The company will present its advances in True Flow(TM) Imaging at the Technical Exhibit of the 91st Scientific Assembly & Annual Meeting of the Radiological Society of North America (RSNA) in Chicago. Over 60,000 radiologists, physicians and allied health care professionals from around the world will be attending the conference.
It is well known that a host of cardiovascular pathologies are position dependent, heart attacks and strokes being the leading cause of death in America. Thus transient ischemic attacks (TIA), often the prodromal warning of incipient stroke, occur commonly when the patient arises from bed; orthostatic fainting and dizziness arise when a drop in blood pressure, hypotension, accompanies a change in body position from recumbent to erect. In congestive heart failure (CHF), the recumbent posture commonly produces severe shortness of breath. Many of these CHF patients cannot be scanned at all because they cannot lie flat. Patients with this limitation can now achieve the scans they need by Upright MR. Upright MR imaging would permit their right ventricle chamber size to be measured sitting to determine if pulmonary hypertension exists and to assess its severity.

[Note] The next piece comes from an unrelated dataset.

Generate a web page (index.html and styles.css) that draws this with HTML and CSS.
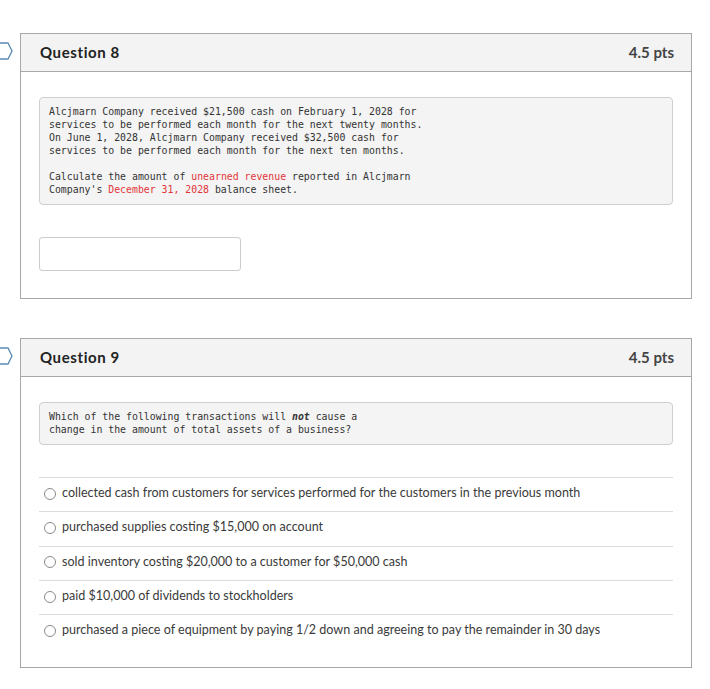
FILE: index.html
```html
<!DOCTYPE html>
<html lang="en">
<head>
<meta charset="utf-8">
<title>Questions</title>
<link rel="stylesheet" href="styles.css">
</head>
<body>
<main class="page">
  <section class="question-row">
    <div class="marker">
      <svg class="marker-icon" width="20" height="18" viewBox="0 0 20 18"><path d="M-4 1 H8 L12 9 L8 17 H-4" fill="none" stroke="#5b8ab4" stroke-width="1.3"/></svg>
    </div>
    <div class="card">
      <header class="card-head">
        <h2 class="q-title">Question 8</h2>
        <span class="q-pts">4.5 pts</span>
      </header>
      <div class="card-body">
        <div class="prompt">
          <div class="line">Alcjmarn Company received $21,500 cash on February 1, 2028 for</div>
          <div class="line">services to be performed each month for the next twenty months.</div>
          <div class="line">On June 1, 2028, Alcjmarn Company received $32,500 cash for</div>
          <div class="line">services to be performed each month for the next ten months.</div>
          <div class="line blank"></div>
          <div class="line">Calculate the amount of <span class="hl">unearned revenue</span> reported in Alcjmarn</div>
          <div class="line">Company's <span class="hl">December 31, 2028</span> balance sheet.</div>
        </div>
        <input class="answer" type="text" aria-label="Answer">
      </div>
    </div>
  </section>

  <section class="question-row">
    <div class="marker">
      <svg class="marker-icon" width="20" height="18" viewBox="0 0 20 18"><path d="M-4 1 H8 L12 9 L8 17 H-4" fill="none" stroke="#5b8ab4" stroke-width="1.3"/></svg>
    </div>
    <div class="card">
      <header class="card-head">
        <h2 class="q-title">Question 9</h2>
        <span class="q-pts">4.5 pts</span>
      </header>
      <div class="card-body">
        <div class="prompt">
          <div class="line">Which of the following transactions will <em class="em">not</em> cause a</div>
          <div class="line">change in the amount of total assets of a business?</div>
        </div>
        <ul class="options">
          <li class="option"><span class="radio"></span>collected cash from customers for services performed for the customers in the previous month</li>
          <li class="option"><span class="radio"></span>purchased supplies costing $15,000 on account</li>
          <li class="option"><span class="radio"></span>sold inventory costing $20,000 to a customer for $50,000 cash</li>
          <li class="option"><span class="radio"></span>paid $10,000 of dividends to stockholders</li>
          <li class="option"><span class="radio"></span>purchased a piece of equipment by paying 1/2 down and agreeing to pay the remainder in 30 days</li>
        </ul>
      </div>
    </div>
  </section>
</main>
</body>
</html>
```

FILE: styles.css
```css
* { box-sizing: border-box; }
html, body { margin: 0; padding: 0; background: #fff; }
body {
  font-family: Lato, "Open Sans", Arial, sans-serif;
  color: #333;
}
.page {
  padding: 33px 18px 0 0;
  display: flex;
  flex-direction: column;
  gap: 39px;
  width: 710px;
}
.question-row {
  display: flex;
}
.marker {
  width: 20px;
  flex: none;
}
.marker-icon {
  display: block;
  margin-top: 9px;
  overflow: visible;
}
.card {
  width: 672px;
  border: 1px solid #a8a8a8;
  background: #fff;
}
.card-head {
  height: 38px;
  background: #f3f3f3;
  border-bottom: 1px solid #a8a8a8;
  display: flex;
  align-items: center;
  justify-content: space-between;
  padding: 0 17px 2px 19px;
}
.q-title {
  margin: 0;
  font-size: 15px;
  font-weight: 700;
  letter-spacing: 0.6px;
  color: #222;
}
.q-pts {
  font-size: 15px;
  font-weight: 700;
  color: #444;
}
.card-body {
  padding: 25px 18px 27px 18px;
}
.prompt {
  margin: 0;
  background: #f4f4f4;
  border: 1px solid #cfcfcf;
  border-radius: 4px;
  padding: 7px 9px 8px;
  font-family: "DejaVu Sans Mono", "Liberation Mono", monospace;
  font-size: 9.85px;
  line-height: 13px;
  color: #333;
}
.line {
  white-space: pre;
  height: 13px;
}
.hl { color: #e2343a; }
.em { font-style: italic; font-weight: 700; }
.answer {
  display: block;
  margin-top: 32px;
  width: 202px;
  height: 34px;
  border: 1px solid #cccccc;
  border-radius: 3px;
  background: #fff;
}
.options {
  list-style: none;
  margin: 32px 0 0;
  padding: 0;
}
.option {
  display: flex;
  align-items: center;
  border-top: 1px solid #dcdcdc;
  height: 34.3px;
  padding-bottom: 4px;
  font-size: 12.55px;
  color: #3a3a3a;
}
.option:last-child { margin-bottom: -8px; }
.radio {
  width: 12px;
  height: 12px;
  border: 1px solid #8a8a8a;
  border-radius: 50%;
  margin: 2px 6px 0 5px;
  flex: none;
}
```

Patients with peripheral varicose veins experience maximum venous engorgement in their legs when they are standing, and Upright MR venography for the evaluation of peripheral venous insufficiency would provide the most useful assessment of peripheral venous competency.
Similarly, in patients with valvular heart disease, a complete assessment of cardiac function by MR should include an assessment of the patient's cardiac function with the patient standing in his normal physiologic posture, when blood must flow against gravity and demand on the heart is maximal. MR assessment of chamber size, flow volumes, regurgitant fractions and flow velocities through valvular orifices would be determined ideally with the patient in a vertical position, when the heart must pump against its greatest load, e.g. delivering blood vertically to the brain, etc.
In the case of the myocardial ischemia resulting from coronary artery disease, the needed assessments of myocardial wall thickness and myocardial perfusion by MR would be physiologically ideal and, therefore, most relevant to assessing the state of the patient's actual cardiac function by comparing MR images of the patient in the recumbent position with his/her images in the sitting or standing position using Upright MR.
Additionally when assessing coronary blood flow for purposes of angioplasty or bypass, coronary flow would best be assessed with the patient vertical.
With close to 100 FONAR Upright MR imaging machines now installed worldwide and serving the public need of visualizing the spine and other joints under a full weight load, FONAR is now directing an increasing proportion of its R&D efforts to uses of Upright imaging in the evaluation of cardiovascular disease.